Впрочем, когда за дирижерским пультом музыкант такого калибра, как Александр Анисимов, «проходное» и «банальное» едва ли возможно в принципе. Анисимов не только выжимает максимум из самарского оркестра. Он еще и наглядно демонстрирует, как можно без особых интерпретаторских «вывертов» заставить донельзя заигранную музыку зазвучать с первозданной свежестью. При этом маэстро не отгораживается и от происходящего на сцене, вместе с режиссером участвуя в расстановке акцентов.
На премьерных представлениях тон задавали в основном приглашенные солисты. Прежде всего, Надежда Бабинцева – Кармен. Эта удивительная певица и актриса, официально приписанная к Екатеринбургскому оперному, но востребованная также и на многих других сценах (Москва, Пермь, Уфа, Самара), помимо прочих своих достоинств всегда предельно органична в предложенном режиссером рисунке, и бывает непросто догадаться, сколько здесь от режиссера, а сколько от нее самой. В ее самарской Кармен есть нечто от кошки, но также и от ведьмы. Для нее не существует моральных ограничений, и она получает наслаждение уже от самого процесса игры с мужчинами, ни один из которых не способен устоять перед ее чарами. Она же обнаруживает в себе способность к серьезному чувству лишь на пороге смерти.
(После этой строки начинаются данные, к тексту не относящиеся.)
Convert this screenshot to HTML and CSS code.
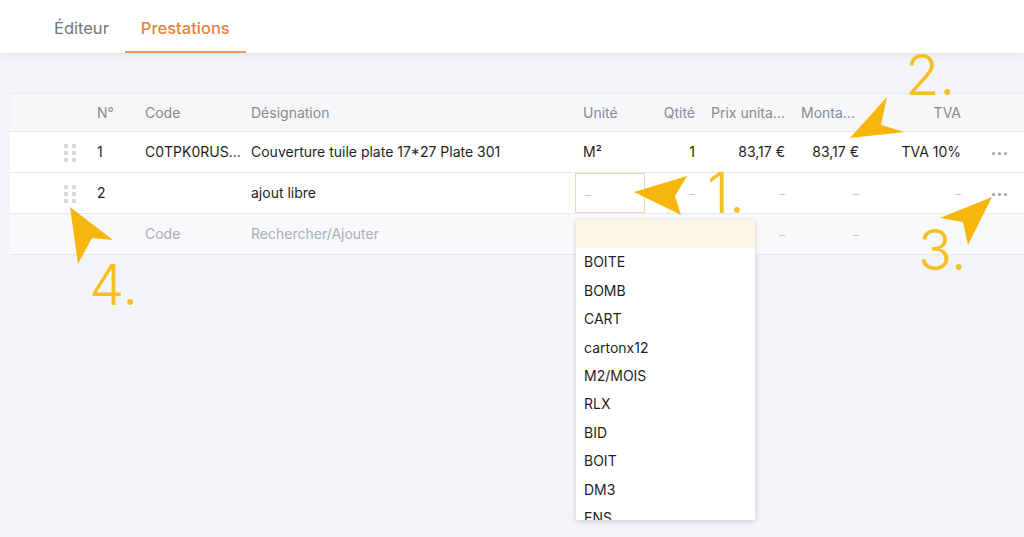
FILE: index.html
```html
<!DOCTYPE html>
<html lang="fr">
<head>
<meta charset="UTF-8" />
<meta name="viewport" content="width=device-width, initial-scale=1" />
<title>Prestations</title>
<link rel="stylesheet" href="styles.css">
</head>
<body>
  <header class="tabs">
    <a class="tab" href="#">Éditeur</a>
    <a class="tab active" href="#">Prestations</a>
  </header>

  <main class="sheet">
    <div class="table" role="table">
      <div class="row head" role="row">
        <div class="cell"></div>
        <div class="cell">N°</div>
        <div class="cell">Code</div>
        <div class="cell">Désignation</div>
        <div class="cell">Unité</div>
        <div class="cell num">Qtité</div>
        <div class="cell" title="Prix unitaire HT">Prix unita...</div>
        <div class="cell" title="Montant HT">Monta...</div>
        <div class="cell num">TVA</div>
        <div class="cell"></div>
      </div>

      <div class="row" role="row">
        <div class="cell handle"><span class="grip"><i></i><i></i><i></i><i></i><i></i><i></i></span></div>
        <div class="cell">1</div>
        <div class="cell" title="C0TPK0RUSTPL301">C0TPK0RUS...</div>
        <div class="cell">Couverture tuile plate 17*27 Plate 301</div>
        <div class="cell">M²</div>
        <div class="cell num">1</div>
        <div class="cell num">83,17 €</div>
        <div class="cell num">83,17 €</div>
        <div class="cell num">TVA 10%</div>
        <div class="cell more"><span class="dots"><i></i><i></i><i></i></span></div>
      </div>

      <div class="row" role="row">
        <div class="cell handle"><span class="grip"><i></i><i></i><i></i><i></i><i></i><i></i></span></div>
        <div class="cell">2</div>
        <div class="cell"></div>
        <div class="cell">ajout libre</div>
        <div class="cell unit-edit"><span class="dash">–</span></div>
        <div class="cell num"><span class="dash">–</span></div>
        <div class="cell num"><span class="dash">–</span></div>
        <div class="cell num"><span class="dash">–</span></div>
        <div class="cell num"><span class="dash">–</span></div>
        <div class="cell more"><span class="dots"><i></i><i></i><i></i></span></div>
      </div>

      <div class="row new" role="row">
        <div class="cell"></div>
        <div class="cell"></div>
        <div class="cell muted">Code</div>
        <div class="cell muted">Rechercher/Ajouter</div>
        <div class="cell"></div>
        <div class="cell"></div>
        <div class="cell num"><span class="dash">–</span></div>
        <div class="cell num"><span class="dash">–</span></div>
        <div class="cell"></div>
        <div class="cell"></div>
      </div>
    </div>

    <ul class="dropdown" role="listbox">
      <li class="selected"></li>
      <li>BOITE</li>
      <li>BOMB</li>
      <li>CART</li>
      <li>cartonx12</li>
      <li>M2/MOIS</li>
      <li>RLX</li>
      <li>BID</li>
      <li>BOIT</li>
      <li>DM3</li>
      <li>ENS</li>
    </ul>
  </main>

  <!-- annotations drawn on top of the screenshot -->
  <svg class="marks" viewBox="0 0 1024 537" width="1024" height="537" aria-hidden="true">
    <polygon points="634,192 687,176 675,196 681,215" />
    <polygon points="850,138 887,97 881,125 905,132" />
    <polygon points="992,197 940,218 963,222 968,245" />
    <polygon points="70,207 113,240 92,238 78,264" />
    <text x="707" y="213">1.</text>
    <text x="905" y="95">2.</text>
    <text x="918" y="270">3.</text>
    <text x="89" y="305">4.</text>
  </svg>
</body>
</html>
```

FILE: styles.css
```css
* {
  box-sizing: border-box;
}

body {
  margin: 0;
  height: 537px;
  overflow: hidden;
  font-family: 'Inter', 'Liberation Sans', sans-serif;
  font-size: 14px;
  background: #f2f4f7;
  color: #1f1f1f;
  position: relative;
}

.tabs {
  height: 53px;
  background: #fff;
  display: flex;
  padding-left: 38px;
  box-shadow: 0 2px 6px rgba(0,0,0,0.07);
  position: relative;
  z-index: 1;
}

.tab {
  display: flex;
  align-items: center;
  padding: 4px 16px 0;
  font-size: 16.5px;
  color: #707580;
  text-decoration: none;
  border-bottom: 2px solid transparent;
}

.tab.active {
  color: #e0833f;
  font-weight: 500;
  border-bottom-color: #e79a60;
}

.sheet {
  padding: 40px 0 0 10px;
}

.table {
  width: 1030px;
  border-top: 1px solid #e8eaee;
}

.row {
  display: grid;
  grid-template-columns: 79px 48px 106px 332px 70px 58px 90px 74px 102px 60px;
  height: 41px;
  background: #fff;
  border-bottom: 1px solid #e6e8ec;
}

.row.head {
  height: 38px;
  background: #f6f7f9;
  color: #868b94;
}

.row.new {
  background: #f8f9fb;
}

.cell {
  display: block;
  padding: 0 8px;
  line-height: 40px;
  white-space: nowrap;
  overflow: hidden;
  min-width: 0;
}

.row.head .cell {
  line-height: 37px;
}

.num {
  text-align: right;
}

.muted {
  color: #a9adb4;
}

.dash {
  color: #c6cad0;
  font-size: 12px;
}

.handle {
  text-align: right;
  padding-right: 13px;
}

.grip {
  display: inline-grid;
  grid-template-columns: 4px 4px;
  gap: 3px 4px;
  vertical-align: middle;
}

.grip i {
  width: 4px;
  height: 4px;
  background: #d6d9de;
}

.more {
  text-align: center;
}

.dots {
  display: inline-flex;
  gap: 3px;
  vertical-align: middle;
}

.dots i {
  width: 3px;
  height: 3px;
  border-radius: 50%;
  background: #9aa0a8;
}

.unit-edit {
  border: 1px solid #f1d9a3;
  padding-left: 9px;
}

.dropdown {
  position: absolute;
  left: 576px;
  top: 220px;
  width: 179px;
  height: 300px;
  margin: 0;
  padding: 0;
  list-style: none;
  background: #fff;
  overflow: hidden;
  box-shadow: 0 1px 5px rgba(0,0,0,0.18);
  z-index: 2;
}

.dropdown li {
  height: 28.4px;
  line-height: 28.4px;
  padding: 0 8px;
  color: #1f1f1f;
}

.dropdown li.selected {
  background: #fdf5e5;
}

.marks {
  position: absolute;
  left: 0;
  top: 0;
  z-index: 3;
  pointer-events: none;
}

.marks polygon {
  fill: #f6b60c;
}

.marks text {
  fill: #f6bf22;
  font-family: 'Inter', 'Liberation Sans', sans-serif;
  font-weight: 300;
  font-size: 56px;
}
```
Свою Кармен предъявила и прима самарской труппы Татьяна Ларина. Парадокс в том, что она вообще-то сопрано, по природе даже лирическое. Такой эксперимент вызывал немало сомнений, но Ларина по большей части их развеяла. Да, у нее нет тех чувственных низов, каких обычно ждут от Кармен, ее голос звучит без южной знойности, ему не хватает темных тонов. Но Ларина не особо и пыталась следовать каким-либо канонам. Она спела эту партию так, как было наиболее естественно именно для ее голоса, и насколько допускал замысел режиссера, создала оригинальный образ. Ее Кармен мягче, лиричнее и, пожалуй, искреннее, больше склонна к рефлексии, нежели героиня Бабинцевой. Поначалу она напоминает какую-нибудь Саффи из «Цыганского барона» и одновременно Мюзетту из «Богемы», а в Сцене гадания – даже и Виолетту из «Травиаты», но постепенно убеждает нас именно как Кармен.
Хосе на премьерных представлениях были оба приглашенные – Руслан Юдин из Театра Сац и Илья Говзич из Саратова. В исполнении Говзича было, пожалуй, больше экспрессии, но и больше суеты. В голосе Юдина, возможно, меньше драматизма, но в данном сценическом решении уместнее сдержанность, и точечные эмоциональные всплески впечатляют сильнее. Юдин играет драму, а Говзич – мелодраму, и это заметно противоречит общему замыслу.
Эскамильо в обоих премьерных представлениях исполнял Станислав Трифонов из Минска, и такого тореадора я не припомню на наших сценах! Дело не только в качестве вокала, но, прежде всего, в масштабе образа. Пожалуй, это первый случай на моей памяти, когда Эскамильо встал вровень с главными героями, едва ли не потеснив Хосе.
Достойно выступили в партии Микаэлы Ирина Янцева и Татьяна Гайворонская. Отмечу также превосходную работу одного из ведущих мастеров театра Андрея Антонова в роли Цуниги.
Спектакль идет на французском языке – ход, ставший уже почти безальтернативным (за редчайшими исключениями) на сценах столичных, но все еще редкий в провинции. Самара пришла к исполнению опер на языке оригинала не так давно, и до сих пор это был почти исключительно итальянский (недавно к нему добавился и немецкий, хотя пока – только в «Волшебной флейте»). Французский для наших певцов значительно сложнее, и не сказать, чтобы все овладели им как следует. Кое-кому явно не хватило полноценной работы с настоящим коучем (таковой даже номинально не числится в программке). Хорошо бы, чтобы этот недостаток был постепенно преодолен, потому что, когда спектакль повезут на гастроли в Москву (если не на «Золотую маску», то на фестиваль «Видеть музыку»), такое смешение французского со средневолжским может помешать столичной публике оценить его в полной мере.